THE Prime Minister said fiery protests such as those in east Port of Spain on Monday, could make everyone’s lives harder, even as he also acknowledged that people were pained by the circumstances that led to the protests.

He made the comment at the post-Cabinet briefing on Thursday at the Diplomatic Centre, St Ann’s in response to the protests which followed the police-involved shooting deaths of three young men in Port of Spain on Saturday.

The victims, Isaiah Roberts, 17, Leonardo Niko Williams, 17, and Fabien Richards, 21, were shot on Independence Square by police following a chase which started in Diego Martin.

Dr Rowley said he witnessed lawlessness on Monday which could affect the economy. He said some people believed that was how to talk to the Government or get into political office.

“Heaping more coals on our head, denying us a drink of water, or making it difficult for us to move lawfully from one place to another, in no way improves our circumstance.

“What we are required to do now as a people is to do what is sensible, what is useful, what is helpful, to reduce the amount of weight, the pressure that is on our shoulders. Every country in the world today is under some kind of pressure, much of it unanticipated, at this time. We are required to put our best foot forward.

Prime Minister Dr Keith Rowley. –

“So those kind of disturbances, we’re better than that.”
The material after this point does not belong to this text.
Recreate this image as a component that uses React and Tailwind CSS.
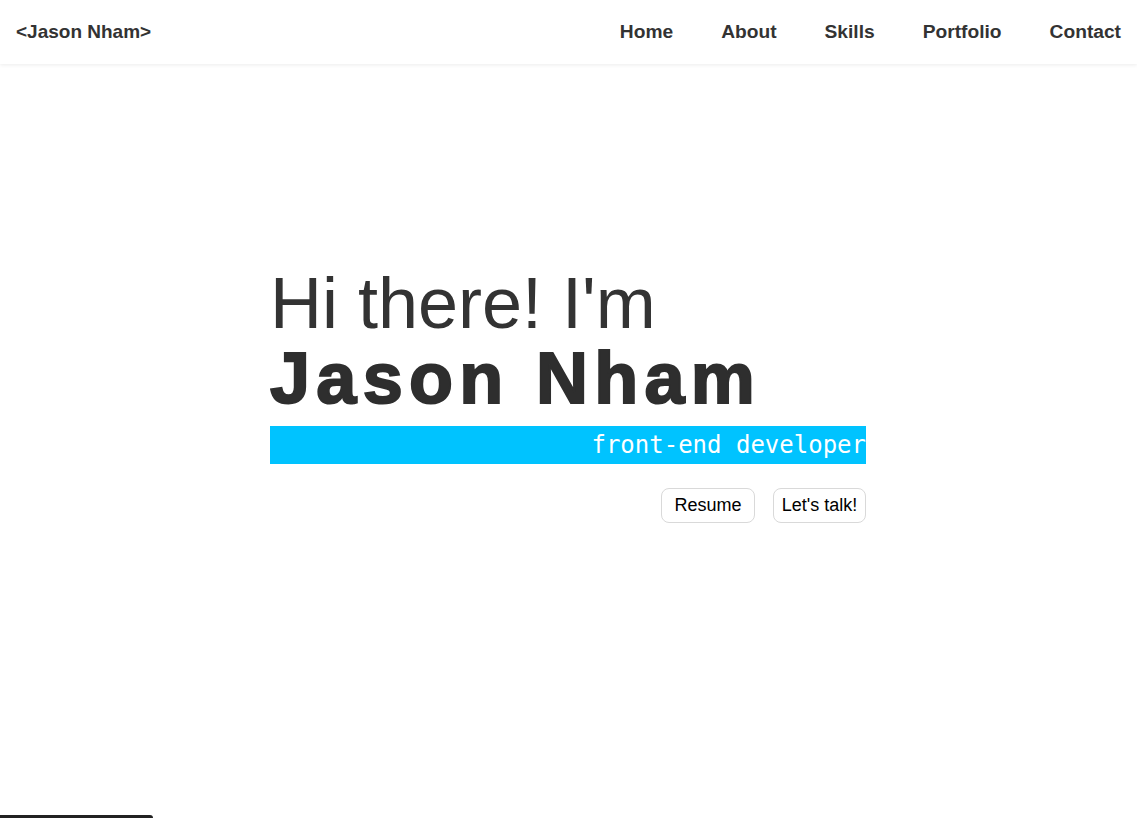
const NAV = ['Home', 'About', 'Skills', 'Portfolio', 'Contact']

function Navbar() {
  return (
    <header className="relative z-10 flex h-16 items-center justify-between bg-white pl-4 pr-4 shadow-[0_1px_4px_rgba(0,0,0,0.08)]">
      <a className="text-[19px] font-bold text-[#333]">&lt;Jason Nham&gt;</a>
      <nav className="flex items-center gap-12">
        {NAV.map((item) => (
          <a key={item} className="text-[19.2px] font-bold text-[#333]">
            {item}
          </a>
        ))}
      </nav>
    </header>
  )
}

function Hero() {
  return (
    <section className="flex justify-center pt-[202px] pr-px">
      <div className="flex w-[596px] flex-col">
        <h1 className="text-[72px] leading-[75px] font-normal text-[#333]">Hi there! I'm</h1>
        <h2 className="text-[72px] leading-[75px] font-bold tracking-[6.3px] text-[#2e2e2e] [-webkit-text-stroke:2px_#2e2e2e]">
          Jason Nham
        </h2>
        <div className="mt-[10px] h-[38px] bg-[#00c3ff] text-right font-['DejaVu_Sans_Mono',monospace] text-[24px] leading-[38px] text-white">
          front-end developer
        </div>
        <div className="mt-6 flex justify-end gap-[18px]">
          <button className="h-[35px] w-[94px] rounded-lg border border-[#d9d9d9] bg-white text-[18px] text-black">
            Resume
          </button>
          <button className="h-[35px] w-[93px] rounded-lg border border-[#d9d9d9] bg-white text-[18px] text-black">
            Let's talk!
          </button>
        </div>
      </div>
    </section>
  )
}

export default function App() {
  return (
    <div className="relative min-h-[818px] bg-white font-['Liberation_Sans',Arial,sans-serif]">
      <Navbar />
      <Hero />
      <div className="fixed bottom-0 left-0 h-[3px] w-[153px] rounded-tr bg-[#222]" />
    </div>
  )
}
He elaborated in reply to a query from a reporter.

“There are things that happen that we expect not to happen, that we hope will not happen and circumstances don’t develop when these things happen.

“There is an investigation taking place and I would not want to comment too widely on it, but I would rather if that did not happen. We await the investigation and those investigations will tell us the extent to which it was an action that was avoidable, reasonable, illegal or legal.”

He said that was how a civilised society handled these things.

“I know that emotions are high. The loss of life, the loss of friends, the loss of family, the loss of community members, it brings pain.

“People feel that pain but we need to not create more pain for the wider society. Let us handle it in a civilised way, get to the bottom of it.

“We have instruments in place for dealing with that. Let us deal with that. We don’t encourage wrongdoing.”